Prompt: Find each line containing the string "React" and return it.

Material for the task:
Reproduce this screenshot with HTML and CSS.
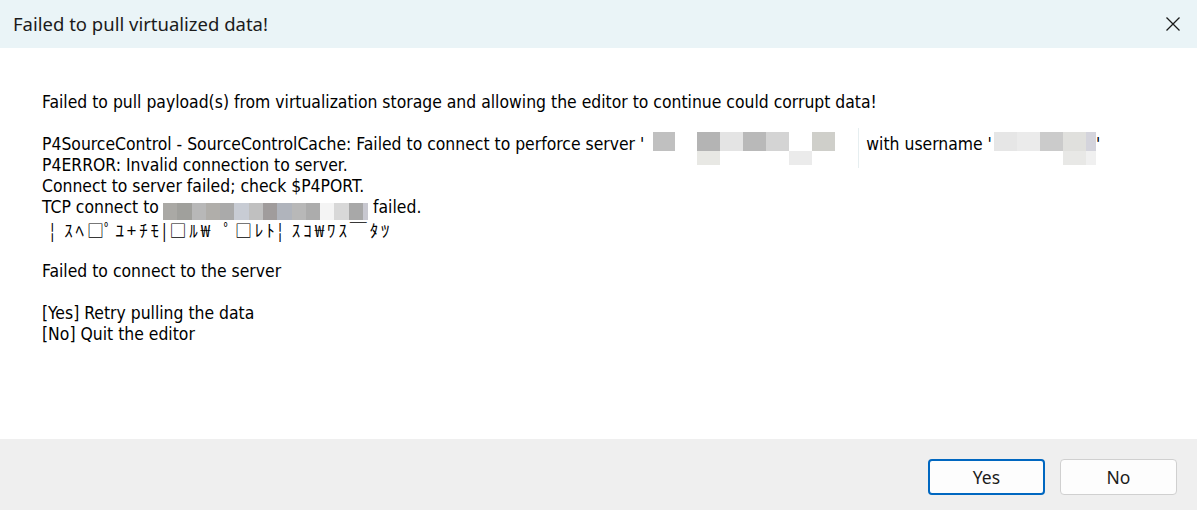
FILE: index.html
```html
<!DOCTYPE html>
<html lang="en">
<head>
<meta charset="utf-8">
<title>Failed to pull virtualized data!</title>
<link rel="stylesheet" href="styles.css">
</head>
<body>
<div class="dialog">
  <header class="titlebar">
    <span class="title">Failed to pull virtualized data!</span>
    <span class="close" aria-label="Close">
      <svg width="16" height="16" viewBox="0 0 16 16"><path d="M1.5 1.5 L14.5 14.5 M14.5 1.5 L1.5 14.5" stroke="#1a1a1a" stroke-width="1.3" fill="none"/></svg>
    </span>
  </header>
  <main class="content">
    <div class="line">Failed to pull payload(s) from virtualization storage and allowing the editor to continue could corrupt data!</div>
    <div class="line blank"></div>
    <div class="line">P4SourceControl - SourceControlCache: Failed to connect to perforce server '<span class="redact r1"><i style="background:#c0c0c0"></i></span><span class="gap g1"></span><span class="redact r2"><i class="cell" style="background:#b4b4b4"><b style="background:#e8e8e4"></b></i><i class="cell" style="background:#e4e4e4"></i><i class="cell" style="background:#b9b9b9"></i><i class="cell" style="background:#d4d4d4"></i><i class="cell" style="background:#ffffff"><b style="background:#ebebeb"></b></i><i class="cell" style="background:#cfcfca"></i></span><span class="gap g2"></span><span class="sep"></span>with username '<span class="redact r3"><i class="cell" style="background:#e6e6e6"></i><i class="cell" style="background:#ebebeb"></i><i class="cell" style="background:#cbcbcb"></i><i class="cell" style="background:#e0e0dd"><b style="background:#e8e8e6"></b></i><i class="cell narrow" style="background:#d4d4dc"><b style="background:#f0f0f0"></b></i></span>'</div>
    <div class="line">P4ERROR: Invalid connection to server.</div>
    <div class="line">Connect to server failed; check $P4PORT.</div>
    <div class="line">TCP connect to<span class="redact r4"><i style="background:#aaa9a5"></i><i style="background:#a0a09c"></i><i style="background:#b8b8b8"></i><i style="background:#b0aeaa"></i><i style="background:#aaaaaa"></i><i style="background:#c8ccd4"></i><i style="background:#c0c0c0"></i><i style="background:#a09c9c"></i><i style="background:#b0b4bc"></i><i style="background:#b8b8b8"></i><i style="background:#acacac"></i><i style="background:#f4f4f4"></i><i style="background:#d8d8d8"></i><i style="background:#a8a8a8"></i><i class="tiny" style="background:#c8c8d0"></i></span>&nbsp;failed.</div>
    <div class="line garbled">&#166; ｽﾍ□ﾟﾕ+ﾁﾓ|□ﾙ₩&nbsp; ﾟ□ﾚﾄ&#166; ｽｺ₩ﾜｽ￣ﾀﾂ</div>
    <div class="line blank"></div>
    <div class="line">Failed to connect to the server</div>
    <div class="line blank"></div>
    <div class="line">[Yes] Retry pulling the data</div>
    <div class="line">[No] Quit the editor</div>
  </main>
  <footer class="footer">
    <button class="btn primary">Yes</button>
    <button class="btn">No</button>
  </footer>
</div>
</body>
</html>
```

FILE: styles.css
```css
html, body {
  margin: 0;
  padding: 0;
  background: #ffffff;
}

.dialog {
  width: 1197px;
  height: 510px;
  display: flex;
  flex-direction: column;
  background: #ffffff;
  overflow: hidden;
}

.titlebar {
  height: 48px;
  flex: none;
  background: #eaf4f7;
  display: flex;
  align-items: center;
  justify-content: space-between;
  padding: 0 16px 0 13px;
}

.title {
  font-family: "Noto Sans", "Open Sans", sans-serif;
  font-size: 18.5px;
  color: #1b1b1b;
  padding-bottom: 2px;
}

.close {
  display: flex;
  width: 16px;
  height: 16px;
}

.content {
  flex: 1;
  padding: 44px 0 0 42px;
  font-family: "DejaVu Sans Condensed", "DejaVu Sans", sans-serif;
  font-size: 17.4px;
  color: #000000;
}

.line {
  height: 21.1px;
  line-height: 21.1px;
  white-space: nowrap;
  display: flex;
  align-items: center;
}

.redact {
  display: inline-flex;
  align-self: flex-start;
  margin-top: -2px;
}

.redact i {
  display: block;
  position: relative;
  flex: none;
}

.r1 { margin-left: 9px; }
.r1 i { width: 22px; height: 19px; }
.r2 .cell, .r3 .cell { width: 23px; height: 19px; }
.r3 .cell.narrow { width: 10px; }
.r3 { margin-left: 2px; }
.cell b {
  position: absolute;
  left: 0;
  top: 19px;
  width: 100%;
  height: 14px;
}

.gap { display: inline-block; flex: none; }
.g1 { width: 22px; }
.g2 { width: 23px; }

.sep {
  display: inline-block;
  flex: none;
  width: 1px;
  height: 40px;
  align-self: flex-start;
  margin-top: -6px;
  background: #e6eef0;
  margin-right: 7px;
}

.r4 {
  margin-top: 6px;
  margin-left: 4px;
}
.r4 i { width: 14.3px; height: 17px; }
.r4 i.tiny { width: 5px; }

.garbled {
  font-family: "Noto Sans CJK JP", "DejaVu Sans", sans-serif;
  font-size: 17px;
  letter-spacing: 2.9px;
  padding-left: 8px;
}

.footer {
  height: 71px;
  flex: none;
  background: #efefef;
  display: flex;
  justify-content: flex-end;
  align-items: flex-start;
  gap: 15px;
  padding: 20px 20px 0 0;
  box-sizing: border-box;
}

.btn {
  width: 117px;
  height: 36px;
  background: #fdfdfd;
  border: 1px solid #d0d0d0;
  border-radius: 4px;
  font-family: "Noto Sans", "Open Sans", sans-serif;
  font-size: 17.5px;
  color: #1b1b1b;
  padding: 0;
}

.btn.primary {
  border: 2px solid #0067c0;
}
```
---
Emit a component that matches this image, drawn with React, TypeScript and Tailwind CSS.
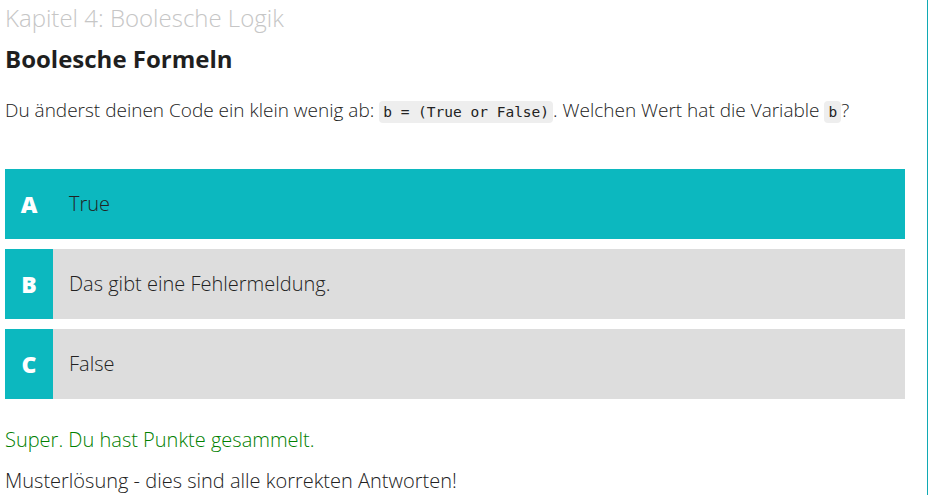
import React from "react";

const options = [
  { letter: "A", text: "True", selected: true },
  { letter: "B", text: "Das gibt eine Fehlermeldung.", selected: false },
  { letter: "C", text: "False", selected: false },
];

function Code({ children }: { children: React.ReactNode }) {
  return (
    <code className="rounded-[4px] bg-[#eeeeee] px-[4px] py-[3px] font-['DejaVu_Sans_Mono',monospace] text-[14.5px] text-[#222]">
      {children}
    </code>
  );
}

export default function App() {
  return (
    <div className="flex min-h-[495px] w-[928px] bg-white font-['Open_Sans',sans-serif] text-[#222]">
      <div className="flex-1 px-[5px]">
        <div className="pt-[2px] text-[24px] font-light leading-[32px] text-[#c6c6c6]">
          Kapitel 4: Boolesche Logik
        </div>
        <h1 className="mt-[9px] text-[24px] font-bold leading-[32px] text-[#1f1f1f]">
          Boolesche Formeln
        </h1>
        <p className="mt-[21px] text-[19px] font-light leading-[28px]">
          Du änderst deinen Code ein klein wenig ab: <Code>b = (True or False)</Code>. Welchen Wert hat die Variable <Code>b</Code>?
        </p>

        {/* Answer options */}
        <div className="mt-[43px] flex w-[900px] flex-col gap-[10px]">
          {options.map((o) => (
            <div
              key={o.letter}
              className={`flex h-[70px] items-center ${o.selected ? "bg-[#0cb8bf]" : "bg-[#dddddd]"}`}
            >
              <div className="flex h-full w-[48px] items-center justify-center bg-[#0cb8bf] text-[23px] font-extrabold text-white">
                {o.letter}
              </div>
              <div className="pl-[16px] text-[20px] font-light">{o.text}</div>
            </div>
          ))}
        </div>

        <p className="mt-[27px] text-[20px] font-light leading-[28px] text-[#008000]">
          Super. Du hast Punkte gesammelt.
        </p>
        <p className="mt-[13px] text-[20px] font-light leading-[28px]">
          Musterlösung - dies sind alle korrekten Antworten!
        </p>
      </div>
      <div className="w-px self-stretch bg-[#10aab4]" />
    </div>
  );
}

Written answer:
Emit a component that matches this image, drawn with React, TypeScript and Tailwind CSS.
import React from "react";
function Code({ children }: { children: React.ReactNode }) {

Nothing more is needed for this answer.